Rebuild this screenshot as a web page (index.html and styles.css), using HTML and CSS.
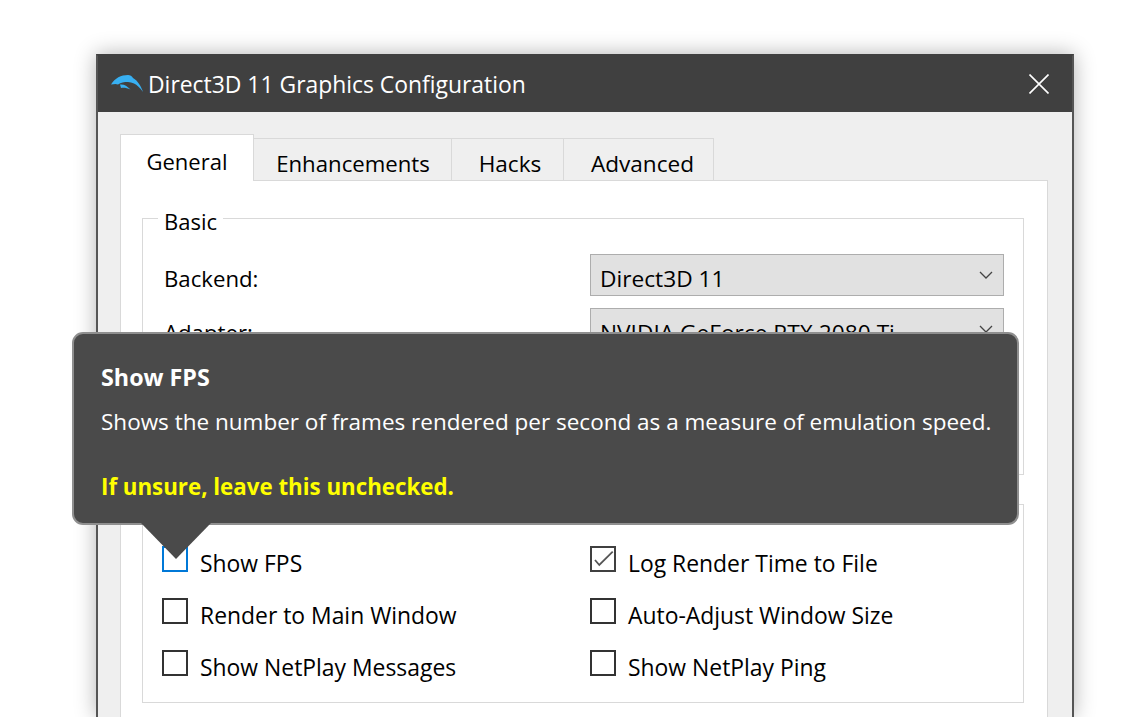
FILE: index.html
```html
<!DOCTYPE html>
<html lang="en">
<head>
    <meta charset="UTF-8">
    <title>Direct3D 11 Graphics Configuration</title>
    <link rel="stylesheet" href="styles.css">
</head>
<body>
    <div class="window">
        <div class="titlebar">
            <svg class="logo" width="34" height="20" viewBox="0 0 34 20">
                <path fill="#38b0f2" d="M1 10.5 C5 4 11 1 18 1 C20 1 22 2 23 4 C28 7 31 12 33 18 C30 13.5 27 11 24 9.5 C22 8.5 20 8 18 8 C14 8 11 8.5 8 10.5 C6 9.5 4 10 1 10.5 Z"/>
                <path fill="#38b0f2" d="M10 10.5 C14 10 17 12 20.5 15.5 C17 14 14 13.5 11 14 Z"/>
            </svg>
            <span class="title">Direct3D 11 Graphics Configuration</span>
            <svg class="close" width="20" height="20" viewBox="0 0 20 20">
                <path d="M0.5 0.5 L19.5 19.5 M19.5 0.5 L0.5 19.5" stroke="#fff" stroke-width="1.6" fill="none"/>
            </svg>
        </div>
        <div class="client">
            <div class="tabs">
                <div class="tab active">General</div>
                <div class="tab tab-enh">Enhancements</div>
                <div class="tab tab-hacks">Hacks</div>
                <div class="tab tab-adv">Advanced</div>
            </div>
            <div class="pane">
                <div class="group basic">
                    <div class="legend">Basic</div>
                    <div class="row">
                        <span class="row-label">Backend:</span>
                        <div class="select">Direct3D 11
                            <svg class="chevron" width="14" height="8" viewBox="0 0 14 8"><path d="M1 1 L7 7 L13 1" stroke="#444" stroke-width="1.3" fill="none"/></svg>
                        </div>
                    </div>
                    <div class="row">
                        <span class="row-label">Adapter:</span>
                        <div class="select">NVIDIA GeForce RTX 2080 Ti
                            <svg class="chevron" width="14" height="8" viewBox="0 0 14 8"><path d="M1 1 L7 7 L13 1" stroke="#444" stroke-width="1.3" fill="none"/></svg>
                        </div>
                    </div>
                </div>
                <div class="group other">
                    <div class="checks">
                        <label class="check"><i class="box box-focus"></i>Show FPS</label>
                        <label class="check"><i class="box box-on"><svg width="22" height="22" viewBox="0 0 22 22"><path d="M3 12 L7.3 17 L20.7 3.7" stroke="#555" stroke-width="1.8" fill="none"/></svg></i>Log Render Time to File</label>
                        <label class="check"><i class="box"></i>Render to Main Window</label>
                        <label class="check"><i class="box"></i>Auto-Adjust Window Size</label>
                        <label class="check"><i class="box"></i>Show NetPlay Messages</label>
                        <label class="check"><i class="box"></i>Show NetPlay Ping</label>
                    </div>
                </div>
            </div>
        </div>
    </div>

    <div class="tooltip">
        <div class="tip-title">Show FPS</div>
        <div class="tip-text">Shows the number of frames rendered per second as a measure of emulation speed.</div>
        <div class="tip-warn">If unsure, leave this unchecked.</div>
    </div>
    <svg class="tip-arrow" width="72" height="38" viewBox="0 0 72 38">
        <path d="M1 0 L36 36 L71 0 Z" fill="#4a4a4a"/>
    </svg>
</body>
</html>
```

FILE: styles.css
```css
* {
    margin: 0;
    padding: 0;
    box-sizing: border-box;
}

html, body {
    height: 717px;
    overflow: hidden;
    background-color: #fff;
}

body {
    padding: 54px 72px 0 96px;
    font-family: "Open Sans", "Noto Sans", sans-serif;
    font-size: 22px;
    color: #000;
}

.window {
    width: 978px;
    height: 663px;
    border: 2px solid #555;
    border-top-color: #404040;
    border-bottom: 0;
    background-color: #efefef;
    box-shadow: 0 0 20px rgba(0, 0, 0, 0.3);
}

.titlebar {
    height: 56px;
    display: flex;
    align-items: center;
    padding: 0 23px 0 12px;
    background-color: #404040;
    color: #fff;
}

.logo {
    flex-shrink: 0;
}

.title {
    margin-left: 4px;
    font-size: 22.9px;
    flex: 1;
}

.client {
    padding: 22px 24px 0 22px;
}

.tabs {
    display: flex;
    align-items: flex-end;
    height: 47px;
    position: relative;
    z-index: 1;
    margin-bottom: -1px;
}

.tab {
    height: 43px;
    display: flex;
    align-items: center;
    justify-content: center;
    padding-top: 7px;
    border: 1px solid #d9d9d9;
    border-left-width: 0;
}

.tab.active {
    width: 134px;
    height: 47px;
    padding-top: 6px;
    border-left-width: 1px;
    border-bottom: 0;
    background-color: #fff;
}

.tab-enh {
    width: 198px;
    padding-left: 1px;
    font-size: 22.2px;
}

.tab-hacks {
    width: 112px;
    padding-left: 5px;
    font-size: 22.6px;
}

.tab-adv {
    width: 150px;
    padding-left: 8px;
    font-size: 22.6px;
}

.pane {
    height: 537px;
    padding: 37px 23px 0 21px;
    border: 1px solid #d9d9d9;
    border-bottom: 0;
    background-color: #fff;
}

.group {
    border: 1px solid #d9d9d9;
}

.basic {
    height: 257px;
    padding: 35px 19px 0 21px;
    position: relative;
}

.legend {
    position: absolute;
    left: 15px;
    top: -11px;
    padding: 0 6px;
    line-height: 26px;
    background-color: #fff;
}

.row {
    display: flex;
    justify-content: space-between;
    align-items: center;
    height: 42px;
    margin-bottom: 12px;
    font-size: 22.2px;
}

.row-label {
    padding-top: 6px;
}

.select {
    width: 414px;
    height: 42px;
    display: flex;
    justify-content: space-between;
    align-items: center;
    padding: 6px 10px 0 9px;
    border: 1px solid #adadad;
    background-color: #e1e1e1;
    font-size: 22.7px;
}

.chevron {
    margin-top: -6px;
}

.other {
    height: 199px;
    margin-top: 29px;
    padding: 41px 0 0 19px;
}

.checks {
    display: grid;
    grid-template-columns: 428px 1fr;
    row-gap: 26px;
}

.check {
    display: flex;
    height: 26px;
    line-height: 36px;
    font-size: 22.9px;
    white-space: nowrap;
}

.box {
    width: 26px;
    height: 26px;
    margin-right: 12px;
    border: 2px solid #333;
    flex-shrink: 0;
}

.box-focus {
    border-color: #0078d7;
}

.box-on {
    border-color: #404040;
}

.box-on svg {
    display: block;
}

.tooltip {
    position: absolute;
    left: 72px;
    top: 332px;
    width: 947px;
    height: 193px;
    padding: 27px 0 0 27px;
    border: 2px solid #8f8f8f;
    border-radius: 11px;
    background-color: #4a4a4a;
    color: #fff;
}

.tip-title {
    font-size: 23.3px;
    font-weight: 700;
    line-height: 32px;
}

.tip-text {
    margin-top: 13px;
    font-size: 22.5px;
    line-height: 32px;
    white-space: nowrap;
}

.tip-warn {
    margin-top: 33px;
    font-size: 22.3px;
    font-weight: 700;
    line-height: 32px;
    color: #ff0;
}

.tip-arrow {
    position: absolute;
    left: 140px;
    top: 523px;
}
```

### The exercise:
Go through the material and copy out every line with "index" in it.

### Solution for this problem:
Rebuild this screenshot as a web page (index.html and styles.css), using HTML and CSS.
FILE: index.html
    z-index: 1;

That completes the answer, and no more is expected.